GOAL
Copy the listing verbatim, excluding any images found in it.

MATERIAL FOR THIS EXERCISE
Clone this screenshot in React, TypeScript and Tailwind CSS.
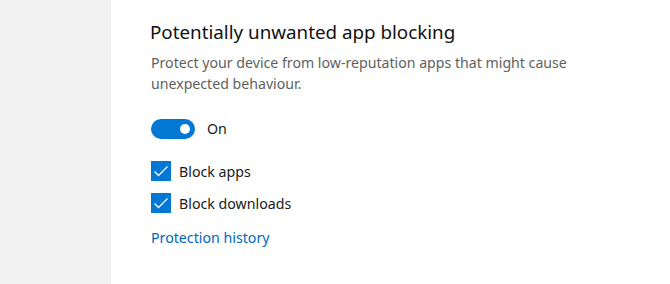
import { useState } from "react";

function Toggle({ on, onChange }: { on: boolean; onChange: () => void }) {
  return (
    <button
      type="button"
      onClick={onChange}
      className={
        on
          ? "flex h-5 w-11 items-center justify-end rounded-full bg-[#0078d4] pr-[5px]"
          : "flex h-5 w-11 items-center justify-start rounded-full border-2 border-[#333] pl-[3px]"
      }
    >
      <span className={on ? "h-[10px] w-[10px] rounded-full bg-white" : "h-[10px] w-[10px] rounded-full bg-[#333]"} />
    </button>
  );
}

function Check({ label, checked, onChange }: { label: string; checked: boolean; onChange: () => void }) {
  return (
    <label className="flex h-5 cursor-pointer items-center gap-2" onClick={onChange}>
      <span
        className={
          checked
            ? "flex h-5 w-5 items-center justify-center bg-[#0078d4]"
            : "flex h-5 w-5 items-center justify-center border-2 border-[#333]"
        }
      >
        {checked ? (
          <svg viewBox="0 0 20 20" className="h-5 w-5" fill="none" stroke="white" strokeWidth="1.3">
            <path d="M3.5 10.5 L7.5 14.5 L16.5 5.5" />
          </svg>
        ) : null}
      </span>
      <span className="text-[14.2px] text-[#1a1a1a]">{label}</span>
    </label>
  );
}

export default function App() {
  const [on, setOn] = useState(true);
  const [apps, setApps] = useState(true);
  const [downloads, setDownloads] = useState(true);

  return (
    <div className="flex h-[284px] w-[670px] font-['Noto_Sans',sans-serif]">
      {/* sidebar */}
      <div className="w-[111px] shrink-0 bg-[#f2f2f2]" />

      <div className="flex-1 bg-white pl-[39px] pt-[18px]">
        <h2 className="text-[18.8px] leading-[28px] text-[#111]">Potentially unwanted app blocking</h2>
        <p className="mt-[6px] w-[440px] pl-px text-[14.15px] leading-[21px] text-[#5f5f5f]">
          Protect your device from low-reputation apps that might cause unexpected behaviour.
        </p>

        <div className="mt-6 flex items-center gap-3 pl-px">
          <Toggle on={on} onChange={() => setOn(!on)} />
          <span className="text-[14.2px] text-[#1a1a1a]">{on ? "On" : "Off"}</span>
        </div>

        <div className="mt-[22px] flex flex-col gap-3 pl-px">
          <Check label="Block apps" checked={apps} onChange={() => setApps(!apps)} />
          <Check label="Block downloads" checked={downloads} onChange={() => setDownloads(!downloads)} />
        </div>

        <a href="#" className="mt-[14px] block pl-px text-[14.2px] text-[#0067c0]">
          Protection history
        </a>
      </div>
    </div>
  );
}
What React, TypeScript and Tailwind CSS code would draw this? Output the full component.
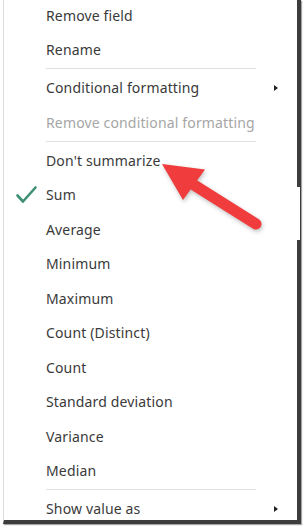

SOLUTION BELOW
Clone this screenshot in React, TypeScript and Tailwind CSS.
import { useState } from "react";

function Toggle({ on, onChange }: { on: boolean; onChange: () => void }) {
  return (
    <button
      type="button"
      onClick={onChange}
      className={
        on
          ? "flex h-5 w-11 items-center justify-end rounded-full bg-[#0078d4] pr-[5px]"
          : "flex h-5 w-11 items-center justify-start rounded-full border-2 border-[#333] pl-[3px]"
      }
    >
      <span className={on ? "h-[10px] w-[10px] rounded-full bg-white" : "h-[10px] w-[10px] rounded-full bg-[#333]"} />
    </button>
  );
}

function Check({ label, checked, onChange }: { label: string; checked: boolean; onChange: () => void }) {
  return (
    <label className="flex h-5 cursor-pointer items-center gap-2" onClick={onChange}>
      <span
        className={
          checked
            ? "flex h-5 w-5 items-center justify-center bg-[#0078d4]"
            : "flex h-5 w-5 items-center justify-center border-2 border-[#333]"
        }
      >
        {checked ? (
          <svg viewBox="0 0 20 20" className="h-5 w-5" fill="none" stroke="white" strokeWidth="1.3">
            <path d="M3.5 10.5 L7.5 14.5 L16.5 5.5" />
          </svg>
        ) : null}
      </span>
      <span className="text-[14.2px] text-[#1a1a1a]">{label}</span>
    </label>
  );
}

export default function App() {
  const [on, setOn] = useState(true);
  const [apps, setApps] = useState(true);
  const [downloads, setDownloads] = useState(true);

  return (
    <div className="flex h-[284px] w-[670px] font-['Noto_Sans',sans-serif]">
      {/* sidebar */}
      <div className="w-[111px] shrink-0 bg-[#f2f2f2]" />

      <div className="flex-1 bg-white pl-[39px] pt-[18px]">
        <h2 className="text-[18.8px] leading-[28px] text-[#111]">Potentially unwanted app blocking</h2>
        <p className="mt-[6px] w-[440px] pl-px text-[14.15px] leading-[21px] text-[#5f5f5f]">
          Protect your device from low-reputation apps that might cause unexpected behaviour.
        </p>

        <div className="mt-6 flex items-center gap-3 pl-px">
          <Toggle on={on} onChange={() => setOn(!on)} />
          <span className="text-[14.2px] text-[#1a1a1a]">{on ? "On" : "Off"}</span>
        </div>

        <div className="mt-[22px] flex flex-col gap-3 pl-px">
          <Check label="Block apps" checked={apps} onChange={() => setApps(!apps)} />
          <Check label="Block downloads" checked={downloads} onChange={() => setDownloads(!downloads)} />
        </div>

        <a href="#" className="mt-[14px] block pl-px text-[14.2px] text-[#0067c0]">
          Protection history
        </a>
      </div>
    </div>
  );
}
What React, TypeScript and Tailwind CSS code would draw this? Output the full component.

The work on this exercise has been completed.